Tutorial Abstract

Web Mining

Ricardo Baeza-Yates, Aristides Gionis

Friday, September 19, morning
Location: R007

The Web continues to grow and evolve very fast, changing our daily lives. This activity represents the collaborative work of the millions of institutions and people that contribute content to the Web as well as the one billion people that use it. In this ocean of hyperlinked data there is explicit and implicit information and knowledge. Web Mining is the task of analyzing this data and extracting information and knowledge for many different purposes. The data comes in three main OCavors: content (text, images, etc.), structure (hyperlinks) and usage (navigation, queries, etc.), implying different techniques such as text, graph or log mining.
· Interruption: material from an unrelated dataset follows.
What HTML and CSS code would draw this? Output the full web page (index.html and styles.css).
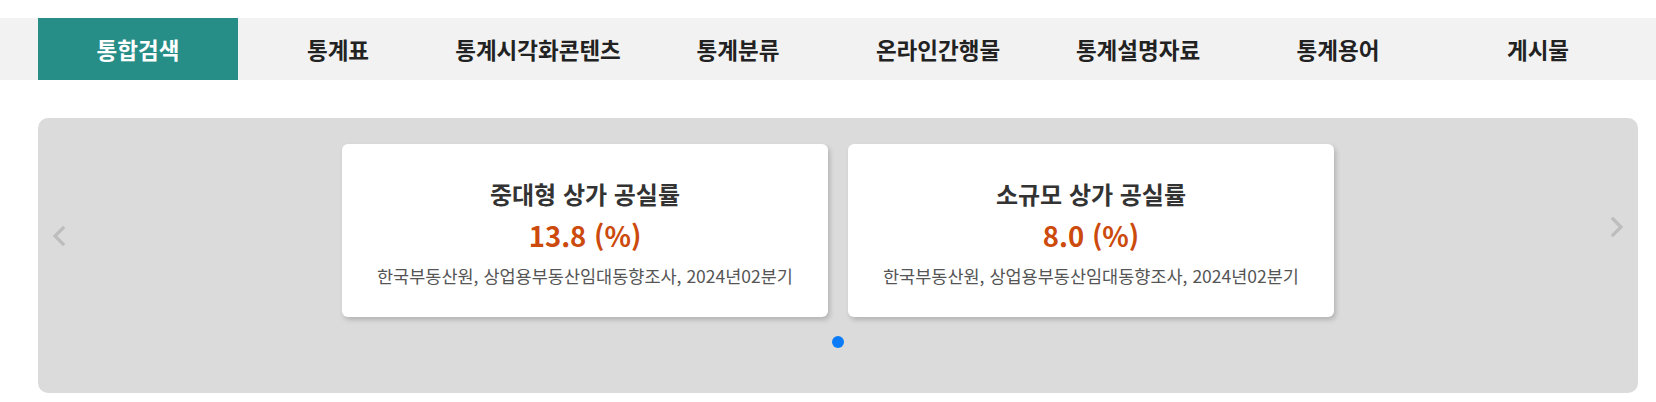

Each case reflects the wisdom of some group of people that can be used to make the Web better. For example, user generated tags in Web 2.0 sites. In this tutorial we walk through the mining process and show several applications, ranging from Web site design to search engines. The tutorial will consist of four major parts.
We will introduce the main concepts behind Web mining, the different data that is found in the Web and typical applications. We walk through the mining process: data recollection, data cleaning, data warehousing and data analysis. This includes crawling in the case of content mining, and privacy issues in the case of usage mining and techniques such as k-anonymization.
We discuss the main techniques used for the different data types and typical applications. We finish with three detailed cases: Web site design, Web spam detection and query mining.